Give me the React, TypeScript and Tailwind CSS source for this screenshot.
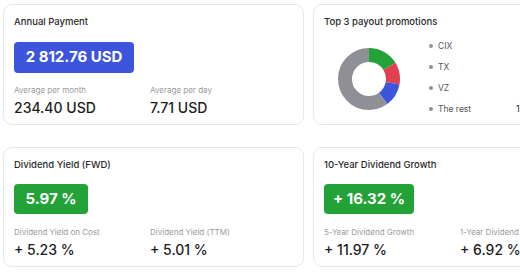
import React from "react";

const font = { fontFamily: "Inter, 'Noto Sans', sans-serif" };

function Card({ children, className = "" }: { children: React.ReactNode; className?: string }) {
  return (
    <div className={`w-[301px] shrink-0 rounded-[9px] border border-[#e2e9f3] bg-white px-[10px] ${className}`}>
      {children}
    </div>
  );
}

function Stat({ label, value }: { label: string; value: string }) {
  return (
    <div className="w-[136px] shrink-0 whitespace-nowrap">
      <div className="text-[8px] leading-[10px] text-[#9a9a9a]">{label}</div>
      <div className="mt-[5px] text-[14px] leading-[16px] font-medium text-[#1d1d1d]">{value}</div>
    </div>
  );
}

function Donut() {
  const r = 24;
  const c = 2 * Math.PI * r;
  const segs = [
    { color: "#23a237", from: 0, to: 58 },
    { color: "#e0404f", from: 58, to: 100 },
    { color: "#3d55dd", from: 100, to: 143 },
    { color: "#8f9096", from: 143, to: 360 },
  ];
  return (
    <svg width="64" height="64" viewBox="0 0 64 64">
      <g transform="rotate(-90 32 32)">
        {segs.map((s, i) => {
          const len = ((s.to - s.from) / 360) * c;
          return (
            <circle
              key={i}
              cx="32"
              cy="32"
              r={r}
              fill="none"
              stroke={s.color}
              strokeWidth="14"
              strokeDasharray={`${len} ${c - len}`}
              strokeDashoffset={-(s.from / 360) * c}
            />
          );
        })}
      </g>
    </svg>
  );
}

export default function App() {
  const legend = [
    { name: "CIX", value: "" },
    { name: "TX", value: "" },
    { name: "VZ", value: "" },
    { name: "The rest", value: "1 871.02 USD" },
  ];
  return (
    <div className="w-[520px] h-[272px] overflow-hidden bg-white" style={font}>
      <div className="flex flex-col gap-[22px] pl-[3px] pt-[4px]">
        <div className="flex gap-[9px]">
          <Card className="h-[121px] pt-[11px]">
            <div className="text-[9.5px] leading-[12px] font-medium text-[#2a2a2a]">Annual Payment</div>
            <div className="mt-[14px] flex h-[31px] w-[120px] items-center justify-center rounded-[4px] bg-[#3d55dd] text-[15px] font-bold text-white">
              2 812.76 USD
            </div>
            <div className="mt-[12px] flex">
              <Stat label="Average per month" value="234.40 USD" />
              <Stat label="Average per day" value="7.71 USD" />
            </div>
          </Card>
          <Card className="h-[121px] pt-[11px]">
            <div className="text-[9.5px] leading-[12px] font-medium text-[#2a2a2a]">Top 3 payout promotions</div>
            <div className="mt-[1px] flex">
              <div className="ml-[13px] mt-[18px]">
                <Donut />
              </div>
              <div className="ml-[28px] mt-[11px] flex flex-col gap-[9px]">
                {legend.map((l) => (
                  <div key={l.name} className="flex h-[12px] items-center whitespace-nowrap">
                    <span className="h-[4px] w-[4px] rounded-full bg-[#8f9096]" />
                    <span className="ml-[5px] w-[75px] text-[8.5px] text-[#555]">{l.name}</span>
                    <span className="ml-[3px] text-[9px] text-[#1d1d1d]">{l.value}</span>
                  </div>
                ))}
              </div>
            </div>
          </Card>
        </div>
        <div className="flex gap-[9px]">
          <Card className="h-[120px] pt-[11px]">
            <div className="text-[9.5px] leading-[12px] font-medium text-[#2a2a2a]">Dividend Yield (FWD)</div>
            <div className="mt-[13px] flex h-[30px] w-[74px] items-center justify-center rounded-[4px] bg-[#23a237] text-[15px] font-bold text-white">
              5.97 %
            </div>
            <div className="mt-[13px] flex">
              <Stat label="Dividend Yield on Cost" value="+ 5.23 %" />
              <Stat label="Dividend Yield (TTM)" value="+ 5.01 %" />
            </div>
          </Card>
          <Card className="h-[120px] pt-[11px]">
            <div className="text-[9.5px] leading-[12px] font-medium text-[#2a2a2a]">10-Year Dividend Growth</div>
            <div className="mt-[13px] flex h-[30px] w-[90px] items-center justify-center rounded-[4px] bg-[#23a237] text-[15px] font-bold text-white">
              + 16.32 %
            </div>
            <div className="mt-[13px] flex">
              <Stat label="5-Year Dividend Growth" value="+ 11.97 %" />
              <Stat label="1-Year Dividend Growth" value="+ 6.92 %" />
            </div>
          </Card>
        </div>
      </div>
    </div>
  );
}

→ Written problem:
Using the material above, set down every line exactly, but skip the pictures.

→ Full solution:
Give me the React, TypeScript and Tailwind CSS source for this screenshot.
import React from "react";

const font = { fontFamily: "Inter, 'Noto Sans', sans-serif" };

function Card({ children, className = "" }: { children: React.ReactNode; className?: string }) {
  return (
    <div className={`w-[301px] shrink-0 rounded-[9px] border border-[#e2e9f3] bg-white px-[10px] ${className}`}>
      {children}
    </div>
  );
}

function Stat({ label, value }: { label: string; value: string }) {
  return (
    <div className="w-[136px] shrink-0 whitespace-nowrap">
      <div className="text-[8px] leading-[10px] text-[#9a9a9a]">{label}</div>
      <div className="mt-[5px] text-[14px] leading-[16px] font-medium text-[#1d1d1d]">{value}</div>
    </div>
  );
}

function Donut() {
  const r = 24;
  const c = 2 * Math.PI * r;
  const segs = [
    { color: "#23a237", from: 0, to: 58 },
    { color: "#e0404f", from: 58, to: 100 },
    { color: "#3d55dd", from: 100, to: 143 },
    { color: "#8f9096", from: 143, to: 360 },
  ];
  return (
    <svg width="64" height="64" viewBox="0 0 64 64">
      <g transform="rotate(-90 32 32)">
        {segs.map((s, i) => {
          const len = ((s.to - s.from) / 360) * c;
          return (
            <circle
              key={i}
              cx="32"
              cy="32"
              r={r}
              fill="none"
              stroke={s.color}
              strokeWidth="14"
              strokeDasharray={`${len} ${c - len}`}
              strokeDashoffset={-(s.from / 360) * c}
            />
          );
        })}
      </g>
    </svg>
  );
}

export default function App() {
  const legend = [
    { name: "CIX", value: "" },
    { name: "TX", value: "" },
    { name: "VZ", value: "" },
    { name: "The rest", value: "1 871.02 USD" },
  ];
  return (
    <div className="w-[520px] h-[272px] overflow-hidden bg-white" style={font}>
      <div className="flex flex-col gap-[22px] pl-[3px] pt-[4px]">
        <div className="flex gap-[9px]">
          <Card className="h-[121px] pt-[11px]">
            <div className="text-[9.5px] leading-[12px] font-medium text-[#2a2a2a]">Annual Payment</div>
            <div className="mt-[14px] flex h-[31px] w-[120px] items-center justify-center rounded-[4px] bg-[#3d55dd] text-[15px] font-bold text-white">
              2 812.76 USD
            </div>
            <div className="mt-[12px] flex">
              <Stat label="Average per month" value="234.40 USD" />
              <Stat label="Average per day" value="7.71 USD" />
            </div>
          </Card>
          <Card className="h-[121px] pt-[11px]">
            <div className="text-[9.5px] leading-[12px] font-medium text-[#2a2a2a]">Top 3 payout promotions</div>
            <div className="mt-[1px] flex">
              <div className="ml-[13px] mt-[18px]">
                <Donut />
              </div>
              <div className="ml-[28px] mt-[11px] flex flex-col gap-[9px]">
                {legend.map((l) => (
                  <div key={l.name} className="flex h-[12px] items-center whitespace-nowrap">
                    <span className="h-[4px] w-[4px] rounded-full bg-[#8f9096]" />
                    <span className="ml-[5px] w-[75px] text-[8.5px] text-[#555]">{l.name}</span>
                    <span className="ml-[3px] text-[9px] text-[#1d1d1d]">{l.value}</span>
                  </div>
                ))}
              </div>
            </div>
          </Card>
        </div>
        <div className="flex gap-[9px]">
          <Card className="h-[120px] pt-[11px]">
            <div className="text-[9.5px] leading-[12px] font-medium text-[#2a2a2a]">Dividend Yield (FWD)</div>
            <div className="mt-[13px] flex h-[30px] w-[74px] items-center justify-center rounded-[4px] bg-[#23a237] text-[15px] font-bold text-white">
              5.97 %
            </div>
            <div className="mt-[13px] flex">
              <Stat label="Dividend Yield on Cost" value="+ 5.23 %" />
              <Stat label="Dividend Yield (TTM)" value="+ 5.01 %" />
            </div>
          </Card>
          <Card className="h-[120px] pt-[11px]">
            <div className="text-[9.5px] leading-[12px] font-medium text-[#2a2a2a]">10-Year Dividend Growth</div>
            <div className="mt-[13px] flex h-[30px] w-[90px] items-center justify-center rounded-[4px] bg-[#23a237] text-[15px] font-bold text-white">
              + 16.32 %
            </div>
            <div className="mt-[13px] flex">
              <Stat label="5-Year Dividend Growth" value="+ 11.97 %" />
              <Stat label="1-Year Dividend Growth" value="+ 6.92 %" />
            </div>
          </Card>
        </div>
      </div>
    </div>
  );
}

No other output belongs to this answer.